En plus d'un titre pas très accrocheur, et de surcroit pas très évocateur du récit, quelque chose m'a beaucoup agacé dans ce film au point de lui nuire au plus haut point ! Si les grandes douleurs sont muettes, on a cru bon de polluer trop de scènes tragiques du film de multiples concerts de casseroles "violonisées" nous écorchant les tympans... Un récital pseudo-moderne de faux désaccords et de couacs savamment "désorchestrés"....

Bref, c'est concerto pour massacre d'oreilles mélomanes... Ce tintamarre réussit même à être pire, plus horrible que les délires musicaux de Matthieu Chabrol, qui trouvait sûrement jouissif et sadique de massacrer les films du paternel avec ses propres capharnaüms sonores !

Mais là où je suis "tombé du grenier à la cave", c'est quand j'ai découvert que la cacophonie épouvantable et insupportable de ce film avait été perpétré par Mort Shuman, pour lequel j'avais jusqu'alors la plus profonde admiration ! Notamment pour son tube "Le lac majeur" qu'il composa et chanta avec un brio admirable et dont le me régale encore des "oiseaux lyres qui sont en pleurs"...

Je plains chaleureusement les spectateurs qui ont eu à supporter la cacophonie de cette horrible bande musicale en salles, car vive la télé : à plusieurs reprises, j'ai pu me ruer sur la touche "mute" de ma télécommande de télé ! Et éviter l'abominable, l'insupportable crash de décibels nuisant gravement à l'empathie qu'on aurait pu éprouver pour le plan filmé ! A se demander si Mort Shuman a vu le film avant de composer cette horreur.

Pour en revenir au script, après un générique étonnamment muet (ne touchez pas à vos réglages) des débuts fastidieux, un plan long et inutile en allemand, il s'avère rapidement lassant , voire insupportable à force d'accumuler les scènes pénibles de rafles, de vols....

Bravo par contre pour les affreux autobus RATP épargnés par les collectionneurs, mais dommage qu'on ne voie jamais l'intérieur du Vel d'hiv lui-même : pourtant, les films documentaires et images d'époque ne manquent pas... Manque d'ambition ?

A la première rafle , on compatit, mais quand le film ne raconte que ça, accumulées les unes à la suite des autres, ça finit par en devenir lassant... On en retiendra cette morale qu'à la vue d'un barrage de contrôles policiers, il ne faut jamais rebrousser chemin : il y a toujours en arrière une sentinelle prête à vous arrêter et se dire que vous avez quelque chose à vous reprocher...

On se demande aussi pourquoi un étudiant veut s'ériger en sauveur de vies alors que le clergé s'y refuse, et que les juifs eux-même ne veulent ni fuir, ni découdre leur étoile de David....

Que de mauvais dialogues pour des comédiens de talent qui méritaient mieux comme Judith Magre, Henri Garcin, Michel Robin, Michel Auclair, Alice Sapritch (...) valant plus que ces strapontins qu'on a condescendu à leur accorder.
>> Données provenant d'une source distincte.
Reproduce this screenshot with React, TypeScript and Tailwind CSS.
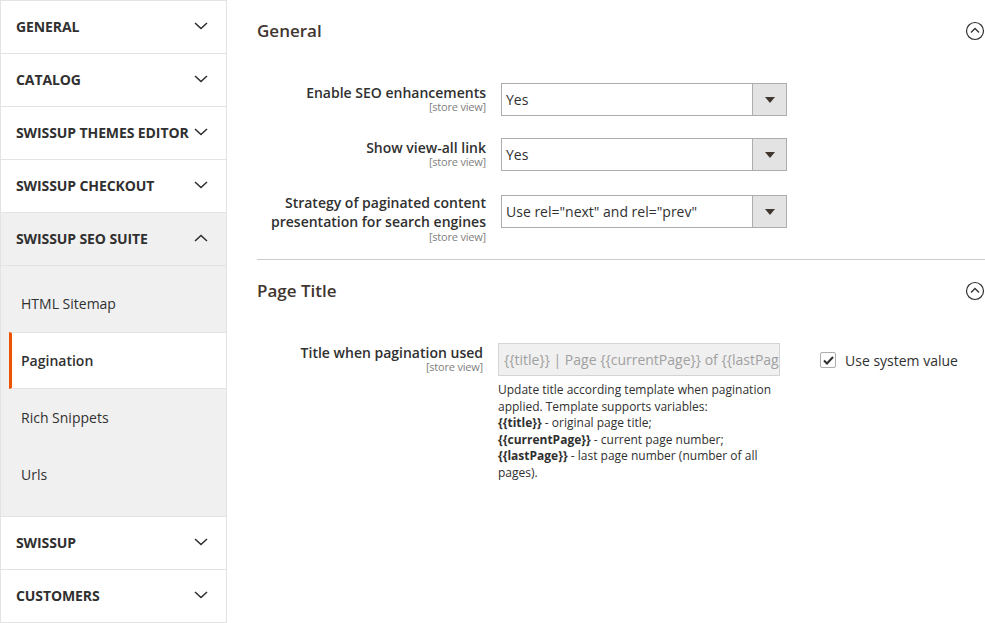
import React from 'react';

const Chevron = ({ up = false }: { up?: boolean }) => (
  <svg width="14" height="8" viewBox="0 0 14 8" className="shrink-0">
    <polyline
      points={up ? '1,7 7,1.5 13,7' : '1,1 7,6.5 13,1'}
      fill="none"
      stroke="#303030"
      strokeWidth="1.6"
    />
  </svg>
);

const CircleToggle = () => (
  <svg width="20" height="20" viewBox="0 0 20 20">
    <circle cx="10" cy="10" r="8.5" fill="none" stroke="#303030" strokeWidth="1.2" />
    <polyline points="6,11.5 10,7.5 14,11.5" fill="none" stroke="#303030" strokeWidth="1.3" />
  </svg>
);

const topItems = ['GENERAL', 'CATALOG', 'SWISSUP THEMES EDITOR', 'SWISSUP CHECKOUT'];
const subItems = ['HTML Sitemap', 'Pagination', 'Rich Snippets', 'Urls'];

const TopItem = ({ label, open = false }: { label: string; open?: boolean }) => (
  <div
    className={`h-[53px] flex items-center justify-between pl-[15px] pr-[18px] pb-[2px] border-b border-[#e3e3e3] ${
      open ? 'bg-[#f0f0f0]' : 'bg-white'
    }`}
  >
    <span className="text-[14px] font-bold text-[#303030] tracking-[-0.1px] whitespace-nowrap">{label}</span>
    <Chevron up={open} />
  </div>
);

const Select = ({ value }: { value: string }) => (
  <div className="w-[286px] h-[33px] flex border border-[#adadad] bg-white">
    <div className="flex-1 flex items-center pl-[4px] text-[14px] text-[#303030]">{value}</div>
    <div className="w-[34px] bg-[#e3e3e3] border-l border-[#adadad] flex items-center justify-center">
      <svg width="10" height="6" viewBox="0 0 10 6">
        <polygon points="0,0 10,0 5,6" fill="#41362f" />
      </svg>
    </div>
  </div>
);

const StoreView = () => (
  <div className="text-[11px] text-[#808080] leading-[12px] tracking-[-0.2px]">[store view]</div>
);

const Label = ({ lines }: { lines: string[] }) => {
  const multi = lines.length > 1;
  return (
    <div className={`w-[229px] text-right ${multi ? '-mt-[2px]' : 'pt-[1px]'}`}>
      {lines.map((l) => (
        <div
          key={l}
          className={`text-[14px] font-semibold text-[#303030] ${multi ? 'leading-[19px]' : 'leading-[17px]'}`}
        >
          {l}
        </div>
      ))}
      <StoreView />
    </div>
  );
};

export default function App() {
  return (
    <div
      className="w-[985px] h-[623px] flex bg-white overflow-hidden"
      style={{ fontFamily: '"Open Sans", "Noto Sans", sans-serif' }}
    >
      {/* sidebar */}
      <div className="w-[227px] shrink-0 border-t border-l border-r border-[#e3e3e3] self-start">
        {topItems.map((t) => (
          <TopItem key={t} label={t} />
        ))}
        <TopItem label="SWISSUP SEO SUITE" open />
        <div className="bg-[#f0f0f0] pt-[9px] pb-[13px] border-b border-[#e3e3e3]">
          {subItems.map((s) => {
            const active = s === 'Pagination';
            return (
              <div
                key={s}
                className={`ml-2 h-[57px] flex items-center pl-[9px] border-l-[3px] ${
                  active
                    ? 'bg-white border-l-[#eb5202] border-y border-y-[#e3e3e3] font-semibold'
                    : 'border-l-transparent'
                } text-[14px] text-[#303030]`}
              >
                {s}
              </div>
            );
          })}
        </div>
        <TopItem label="SWISSUP" />
        <TopItem label="CUSTOMERS" />
      </div>

      {/* main */}
      <div className="flex-1 pl-[30px]">
        <div className="flex items-center justify-between pt-[19px] pb-[40px]">
          <h2 className="text-[17px] font-semibold text-[#41362f] leading-[24px]">General</h2>
          <CircleToggle />
        </div>

        <div className="flex flex-col">
          <div className="flex gap-[15px]">
            <Label lines={['Enable SEO enhancements']} />
            <Select value="Yes" />
          </div>
          <div className="flex gap-[15px] mt-[22px]">
            <Label lines={['Show view-all link']} />
            <Select value="Yes" />
          </div>
          <div className="flex gap-[15px] mt-[24px]">
            <Label lines={['Strategy of paginated content', 'presentation for search engines']} />
            <Select value={'Use rel="next" and rel="prev"'} />
          </div>
        </div>

        <div className="border-t border-[#cccccc] mt-[16px]" />

        <div className="flex items-center justify-between pt-[19px] pb-[40px]">
          <h2 className="text-[17px] font-semibold text-[#41362f] leading-[24px]">Page Title</h2>
          <CircleToggle />
        </div>

        <div className="flex">
          <div className="w-[226px] text-right pt-[1px]">
            <div className="text-[14px] font-semibold text-[#303030] leading-[17px]">
              Title when pagination used
            </div>
            <StoreView />
          </div>
          <div className="ml-[15px] w-[282px]">
            <div className="h-[33px] border border-[#d4d4d4] bg-[#f0f0f0] flex items-center pl-[5px] overflow-hidden whitespace-nowrap text-[14px] text-[#a0a0a0]">
              {'{{title}} | Page {{currentPage}} of {{lastPage}}'}
            </div>
            <div className="mt-[6px] text-[12px] leading-[16.6px] text-[#303030]">
              Update title according template when pagination applied. Template supports variables:
              <br />
              <b className="font-bold">{'{{title}}'}</b> - original page title;
              <br />
              <b className="font-bold">{'{{currentPage}}'}</b> - current page number;
              <br />
              <b className="font-bold">{'{{lastPage}}'}</b> - last page number (number of all pages).
            </div>
          </div>
          <div className="ml-[40px] pt-[9px] flex items-start gap-[9px]">
            <div className="w-[16px] h-[16px] border border-[#adadad] rounded-[2px] bg-white flex items-center justify-center">
              <svg width="11" height="9" viewBox="0 0 11 9">
                <polyline points="1,4.5 4,7.5 10,1" fill="none" stroke="#303030" strokeWidth="2" />
              </svg>
            </div>
            <span className="text-[14px] text-[#303030] leading-[17px]">Use system value</span>
          </div>
        </div>
      </div>
    </div>
  );
}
Quelle absence de développement dans les sujets ! Comme si ça ne suffisait pas, question fin, elle reste ouverte et on nous sur notre faim ! Si vous voulez un épilogue, vous vous le ferez vous-même. Je déteste cette forme de lâcheté ou de fainéantise.

Venons-en aux deux héros de l'aventure : Christian Rist n'a pas fait carrière dans le cinéma et il n'avait pas du reste le physique de l'emploi : c'est ici son second film et on le sent mal à l'aise du début à la fin du tournage... Au point de le partager... Raté ! Quant à Christine Pascal (1953-1996) elle irradie l'écran comme oie blanche trop têtue...

Elle a été découverte par Tavernier qui a réalisé cinq films avec elle, et je la compare un peu à Marie-France Pisier, mais avec un talent dramatique supérieur et semblant inné... Elle a connu un producteur suisse qu'elle a épousé et s'est lancée dans la réalisation... La belle comédienne semblait vouée à un avenir rose mais la déprime chez elle semblait constante et plus forte : elle se défenestra de la clinique où elle était soignée...

Dans le film, le couple qu'elle forme avec Rist est ambigu : peu importe, on s'en moque...

De plus ce dernier était avant tout un homme de théâtre et déclame sur le tournage comme sur les planches... Le duo claironne ses textes comme s'ils débitaient une récitation à l'école, genre "nouvelle vague du cinéma" à une époque. Tout ça sonne aussi faux que la musique du film elle-même...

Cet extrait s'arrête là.